Il se passe un truc sur TikTok : des influenceurs prennent la parole pour encourager les parisiens à aller votre contre l'interdiction des trottinettes électriques ce 2 avril. Bien sûr, vous voyez où je veux en venir. pic.twitter.com/nO5UVOzmgJ
— vincent d'internet (@vincentmnv) March 29, 2023
Une pratique de «partenariats rémunérés» que ne réfutent pas du tout les opérateurs concernés. Pour Erwann Le Page, le directeur Europe des affaires publiques de Tier, ce n'est pas la forme qu'il faut retenir mais bien le fond. «L'important, c'est le message qu'il y a derrière. Pourquoi faut-il aller voter ? Parce qu'il y a un vrai enjeu environnemental», affirme celui qui est convaincu que les trottinettes électriques sont un outil de mobilité durable qu'il faut maintenir à Paris.
«Aujourd'hui, oui, on travaille avec des influenceurs pour disséminer ces messages», assume-t-il, expliquant utiliser de nombreux autres moyens de communication pour inciter les usagers à aller voter dimanche. «On est concentré à 200 % sur cette campagne, il y a un site en ligne [Trottinons mieux, ndlr], des personnes qui tractent sur le terrain mais aussi un kit de campagne distribué à nos ambassadeurs», énumère-t-il.
Même discours chez son concurrent Lime, où on assume complètement d'avoir «travaillé avec différentes personnes dans le cadre d'une campagne plus large». «On a utilisé tous les canaux de communication existants pour informer le plus de monde possible», assure Hannah Landau, la responsable communication Europe de Lime, évoquant elle aussi le site «Trottinons mieux».
Une pratique qui n'a pas plu à David Belliard, l'adjoint à la mairie de Paris chargé des mobilités, qui a évoqué ces entreprises privées qui «cherchent discrètement à influencer le résultat d'un vote». «Après l'achat de votes, l'achat d'influenceurs TikTok», a-t-il encore lancé, s'interrogeant sur «cet argent dépensé pour sauver le business des trottinettes».
De polémique en polémique
Une polémique qui n'en est pas une selon eux, alors que leur avenir à Paris dépend du résultat de cette «votation citoyenne» complètement inédite, et qui – comme le dénoncent les 3 opérateurs depuis plusieurs semaines – ne sera pas accessible à distance, ni sur Internet, ni par procuration. L'enjeu de réussir à faire se déplacer leurs utilisateurs est d'autant plus important pour eux que Paris, où ils ont déployé 5.000 trottinettes chacun, représente leur plus gros marché.
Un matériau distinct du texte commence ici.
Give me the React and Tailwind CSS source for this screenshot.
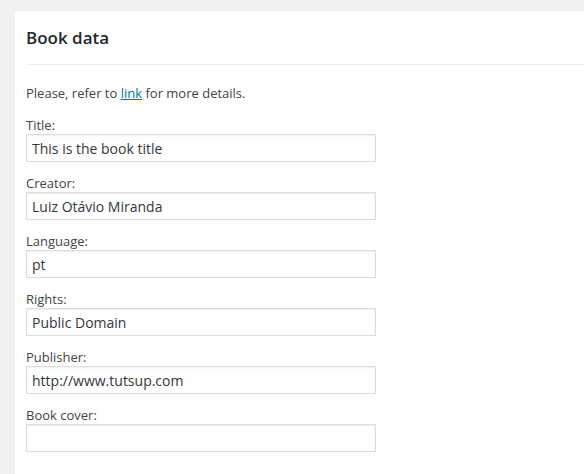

D'ailleurs, ce n'est pas la première fois que l'on reproche aux opérateurs d'aller un peu loin pour pousser leur communauté à aller voter. Fin février déjà, Lime avait été accusé par la municipalité parisienne «d'acheter des électeurs», après que l'opérateur a envoyé un mail à tous ses usagers, les incitant à s'inscrire sur les listes électorales en l'échange de «dix minutes de ride gratuites».
Même chose un mois plus tard, fin mars, lorsque Lime avait à nouveau envoyé un mail à ses usagers avec pour objet «Minuit Porte de la Chapelle, à pied ou à trott ?». «Quoi de plus sécurisant que de filer en trottinette le soir, quand les rues sont vides et que ton imaginaire tente une reconstruction du dernier thriller regardé à 2h du mat' ?», avait écrit l'opérateur, laissant sous-entendre que ce quartier du 18e était dangereux la nuit. Un message «maladroit», avait cette fois concédé Lime.